-- Start of Available data --

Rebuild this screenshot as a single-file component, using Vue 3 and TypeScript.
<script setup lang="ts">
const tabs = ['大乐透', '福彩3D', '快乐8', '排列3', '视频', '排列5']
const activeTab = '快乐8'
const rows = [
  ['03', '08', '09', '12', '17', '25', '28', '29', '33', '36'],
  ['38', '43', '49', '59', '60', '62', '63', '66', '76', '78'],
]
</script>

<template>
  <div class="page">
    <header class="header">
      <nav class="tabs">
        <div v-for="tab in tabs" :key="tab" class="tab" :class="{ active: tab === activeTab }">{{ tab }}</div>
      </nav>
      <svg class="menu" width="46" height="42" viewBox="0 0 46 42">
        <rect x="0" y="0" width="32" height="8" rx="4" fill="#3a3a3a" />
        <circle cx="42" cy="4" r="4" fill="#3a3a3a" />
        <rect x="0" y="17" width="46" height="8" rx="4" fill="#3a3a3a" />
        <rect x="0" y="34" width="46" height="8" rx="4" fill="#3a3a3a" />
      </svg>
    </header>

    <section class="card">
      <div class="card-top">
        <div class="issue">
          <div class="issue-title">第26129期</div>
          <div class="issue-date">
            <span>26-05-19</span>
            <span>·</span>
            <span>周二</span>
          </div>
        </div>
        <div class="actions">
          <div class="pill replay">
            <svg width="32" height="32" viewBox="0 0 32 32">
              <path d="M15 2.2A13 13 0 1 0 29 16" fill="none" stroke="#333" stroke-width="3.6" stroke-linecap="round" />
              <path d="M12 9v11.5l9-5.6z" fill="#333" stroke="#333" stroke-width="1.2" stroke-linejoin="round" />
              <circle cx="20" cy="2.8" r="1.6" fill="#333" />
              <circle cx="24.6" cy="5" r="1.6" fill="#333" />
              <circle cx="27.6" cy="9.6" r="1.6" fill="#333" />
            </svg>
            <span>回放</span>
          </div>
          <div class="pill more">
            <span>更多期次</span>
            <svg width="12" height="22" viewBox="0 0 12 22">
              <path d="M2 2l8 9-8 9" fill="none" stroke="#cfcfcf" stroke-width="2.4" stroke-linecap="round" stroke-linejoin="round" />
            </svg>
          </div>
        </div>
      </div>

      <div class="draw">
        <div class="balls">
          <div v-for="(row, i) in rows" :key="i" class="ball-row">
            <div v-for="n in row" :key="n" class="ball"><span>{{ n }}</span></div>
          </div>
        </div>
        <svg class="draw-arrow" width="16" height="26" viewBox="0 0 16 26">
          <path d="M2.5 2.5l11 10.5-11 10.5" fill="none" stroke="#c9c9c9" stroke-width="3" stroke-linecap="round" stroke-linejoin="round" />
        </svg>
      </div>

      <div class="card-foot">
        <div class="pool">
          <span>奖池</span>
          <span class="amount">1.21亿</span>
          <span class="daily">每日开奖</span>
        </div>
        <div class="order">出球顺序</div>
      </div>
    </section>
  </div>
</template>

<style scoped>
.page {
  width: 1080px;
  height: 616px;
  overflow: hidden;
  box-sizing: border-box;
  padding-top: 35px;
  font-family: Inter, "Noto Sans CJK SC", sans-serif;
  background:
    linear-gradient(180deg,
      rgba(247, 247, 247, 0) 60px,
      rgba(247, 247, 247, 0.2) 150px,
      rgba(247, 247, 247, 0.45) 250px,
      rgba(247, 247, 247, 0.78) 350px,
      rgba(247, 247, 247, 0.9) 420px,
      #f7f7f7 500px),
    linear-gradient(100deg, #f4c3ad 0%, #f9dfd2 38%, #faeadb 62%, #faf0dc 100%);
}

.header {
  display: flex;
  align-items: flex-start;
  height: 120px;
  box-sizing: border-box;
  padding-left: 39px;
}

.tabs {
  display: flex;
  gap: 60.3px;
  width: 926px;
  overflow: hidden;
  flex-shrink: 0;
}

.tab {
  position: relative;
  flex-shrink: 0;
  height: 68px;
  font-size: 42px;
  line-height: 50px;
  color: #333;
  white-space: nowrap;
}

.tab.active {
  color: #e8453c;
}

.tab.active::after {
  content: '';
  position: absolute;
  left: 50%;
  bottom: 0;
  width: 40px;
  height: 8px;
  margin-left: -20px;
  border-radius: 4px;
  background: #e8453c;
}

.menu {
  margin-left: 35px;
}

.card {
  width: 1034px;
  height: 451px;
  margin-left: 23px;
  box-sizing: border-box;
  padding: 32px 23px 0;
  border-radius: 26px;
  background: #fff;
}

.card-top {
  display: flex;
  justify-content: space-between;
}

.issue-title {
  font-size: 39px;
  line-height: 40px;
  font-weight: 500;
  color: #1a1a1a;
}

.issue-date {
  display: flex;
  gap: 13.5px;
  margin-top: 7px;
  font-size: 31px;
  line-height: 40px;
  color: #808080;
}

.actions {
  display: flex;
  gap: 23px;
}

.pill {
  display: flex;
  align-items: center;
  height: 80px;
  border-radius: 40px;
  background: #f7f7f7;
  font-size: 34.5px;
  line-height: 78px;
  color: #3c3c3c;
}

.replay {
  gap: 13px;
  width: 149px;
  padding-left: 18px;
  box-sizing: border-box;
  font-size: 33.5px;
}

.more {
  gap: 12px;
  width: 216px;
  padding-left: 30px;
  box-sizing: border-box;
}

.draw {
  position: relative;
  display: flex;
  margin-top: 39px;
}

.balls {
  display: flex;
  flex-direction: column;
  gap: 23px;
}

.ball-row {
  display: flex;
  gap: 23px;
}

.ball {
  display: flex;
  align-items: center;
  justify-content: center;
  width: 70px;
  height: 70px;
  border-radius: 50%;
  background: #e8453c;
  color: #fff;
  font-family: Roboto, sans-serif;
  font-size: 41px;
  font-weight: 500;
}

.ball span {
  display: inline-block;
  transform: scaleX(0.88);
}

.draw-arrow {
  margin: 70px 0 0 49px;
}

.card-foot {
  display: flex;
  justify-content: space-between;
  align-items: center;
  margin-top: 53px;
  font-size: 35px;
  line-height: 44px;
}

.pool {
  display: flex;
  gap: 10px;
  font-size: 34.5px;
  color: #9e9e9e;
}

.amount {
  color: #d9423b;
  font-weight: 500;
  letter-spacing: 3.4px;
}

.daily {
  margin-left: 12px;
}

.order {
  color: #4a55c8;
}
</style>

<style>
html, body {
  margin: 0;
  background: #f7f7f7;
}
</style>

-- End of Available data --

**What is being asked**.
Restate the whole listing exactly, leaving out nothing.

**Correct result**.
Rebuild this screenshot as a single-file component, using Vue 3 and TypeScript.
<script setup lang="ts">
const tabs = ['大乐透', '福彩3D', '快乐8', '排列3', '视频', '排列5']
const activeTab = '快乐8'
const rows = [
  ['03', '08', '09', '12', '17', '25', '28', '29', '33', '36'],
  ['38', '43', '49', '59', '60', '62', '63', '66', '76', '78'],
]
</script>

<template>
  <div class="page">
    <header class="header">
      <nav class="tabs">
        <div v-for="tab in tabs" :key="tab" class="tab" :class="{ active: tab === activeTab }">{{ tab }}</div>
      </nav>
      <svg class="menu" width="46" height="42" viewBox="0 0 46 42">
        <rect x="0" y="0" width="32" height="8" rx="4" fill="#3a3a3a" />
        <circle cx="42" cy="4" r="4" fill="#3a3a3a" />
        <rect x="0" y="17" width="46" height="8" rx="4" fill="#3a3a3a" />
        <rect x="0" y="34" width="46" height="8" rx="4" fill="#3a3a3a" />
      </svg>
    </header>

    <section class="card">
      <div class="card-top">
        <div class="issue">
          <div class="issue-title">第26129期</div>
          <div class="issue-date">
            <span>26-05-19</span>
            <span>·</span>
            <span>周二</span>
          </div>
        </div>
        <div class="actions">
          <div class="pill replay">
            <svg width="32" height="32" viewBox="0 0 32 32">
              <path d="M15 2.2A13 13 0 1 0 29 16" fill="none" stroke="#333" stroke-width="3.6" stroke-linecap="round" />
              <path d="M12 9v11.5l9-5.6z" fill="#333" stroke="#333" stroke-width="1.2" stroke-linejoin="round" />
              <circle cx="20" cy="2.8" r="1.6" fill="#333" />
              <circle cx="24.6" cy="5" r="1.6" fill="#333" />
              <circle cx="27.6" cy="9.6" r="1.6" fill="#333" />
            </svg>
            <span>回放</span>
          </div>
          <div class="pill more">
            <span>更多期次</span>
            <svg width="12" height="22" viewBox="0 0 12 22">
              <path d="M2 2l8 9-8 9" fill="none" stroke="#cfcfcf" stroke-width="2.4" stroke-linecap="round" stroke-linejoin="round" />
            </svg>
          </div>
        </div>
      </div>

      <div class="draw">
        <div class="balls">
          <div v-for="(row, i) in rows" :key="i" class="ball-row">
            <div v-for="n in row" :key="n" class="ball"><span>{{ n }}</span></div>
          </div>
        </div>
        <svg class="draw-arrow" width="16" height="26" viewBox="0 0 16 26">
          <path d="M2.5 2.5l11 10.5-11 10.5" fill="none" stroke="#c9c9c9" stroke-width="3" stroke-linecap="round" stroke-linejoin="round" />
        </svg>
      </div>

      <div class="card-foot">
        <div class="pool">
          <span>奖池</span>
          <span class="amount">1.21亿</span>
          <span class="daily">每日开奖</span>
        </div>
        <div class="order">出球顺序</div>
      </div>
    </section>
  </div>
</template>

<style scoped>
.page {
  width: 1080px;
  height: 616px;
  overflow: hidden;
  box-sizing: border-box;
  padding-top: 35px;
  font-family: Inter, "Noto Sans CJK SC", sans-serif;
  background:
    linear-gradient(180deg,
      rgba(247, 247, 247, 0) 60px,
      rgba(247, 247, 247, 0.2) 150px,
      rgba(247, 247, 247, 0.45) 250px,
      rgba(247, 247, 247, 0.78) 350px,
      rgba(247, 247, 247, 0.9) 420px,
      #f7f7f7 500px),
    linear-gradient(100deg, #f4c3ad 0%, #f9dfd2 38%, #faeadb 62%, #faf0dc 100%);
}

.header {
  display: flex;
  align-items: flex-start;
  height: 120px;
  box-sizing: border-box;
  padding-left: 39px;
}

.tabs {
  display: flex;
  gap: 60.3px;
  width: 926px;
  overflow: hidden;
  flex-shrink: 0;
}

.tab {
  position: relative;
  flex-shrink: 0;
  height: 68px;
  font-size: 42px;
  line-height: 50px;
  color: #333;
  white-space: nowrap;
}

.tab.active {
  color: #e8453c;
}

.tab.active::after {
  content: '';
  position: absolute;
  left: 50%;
  bottom: 0;
  width: 40px;
  height: 8px;
  margin-left: -20px;
  border-radius: 4px;
  background: #e8453c;
}

.menu {
  margin-left: 35px;
}

.card {
  width: 1034px;
  height: 451px;
  margin-left: 23px;
  box-sizing: border-box;
  padding: 32px 23px 0;
  border-radius: 26px;
  background: #fff;
}

.card-top {
  display: flex;
  justify-content: space-between;
}

.issue-title {
  font-size: 39px;
  line-height: 40px;
  font-weight: 500;
  color: #1a1a1a;
}

.issue-date {
  display: flex;
  gap: 13.5px;
  margin-top: 7px;
  font-size: 31px;
  line-height: 40px;
  color: #808080;
}

.actions {
  display: flex;
  gap: 23px;
}

.pill {
  display: flex;
  align-items: center;
  height: 80px;
  border-radius: 40px;
  background: #f7f7f7;
  font-size: 34.5px;
  line-height: 78px;
  color: #3c3c3c;
}

.replay {
  gap: 13px;
  width: 149px;
  padding-left: 18px;
  box-sizing: border-box;
  font-size: 33.5px;
}

.more {
  gap: 12px;
  width: 216px;
  padding-left: 30px;
  box-sizing: border-box;
}

.draw {
  position: relative;
  display: flex;
  margin-top: 39px;
}

.balls {
  display: flex;
  flex-direction: column;
  gap: 23px;
}

.ball-row {
  display: flex;
  gap: 23px;
}

.ball {
  display: flex;
  align-items: center;
  justify-content: center;
  width: 70px;
  height: 70px;
  border-radius: 50%;
  background: #e8453c;
  color: #fff;
  font-family: Roboto, sans-serif;
  font-size: 41px;
  font-weight: 500;
}

.ball span {
  display: inline-block;
  transform: scaleX(0.88);
}

.draw-arrow {
  margin: 70px 0 0 49px;
}

.card-foot {
  display: flex;
  justify-content: space-between;
  align-items: center;
  margin-top: 53px;
  font-size: 35px;
  line-height: 44px;
}

.pool {
  display: flex;
  gap: 10px;
  font-size: 34.5px;
  color: #9e9e9e;
}

.amount {
  color: #d9423b;
  font-weight: 500;
  letter-spacing: 3.4px;
}

.daily {
  margin-left: 12px;
}

.order {
  color: #4a55c8;
}
</style>

<style>
html, body {
  margin: 0;
  background: #f7f7f7;
}
</style>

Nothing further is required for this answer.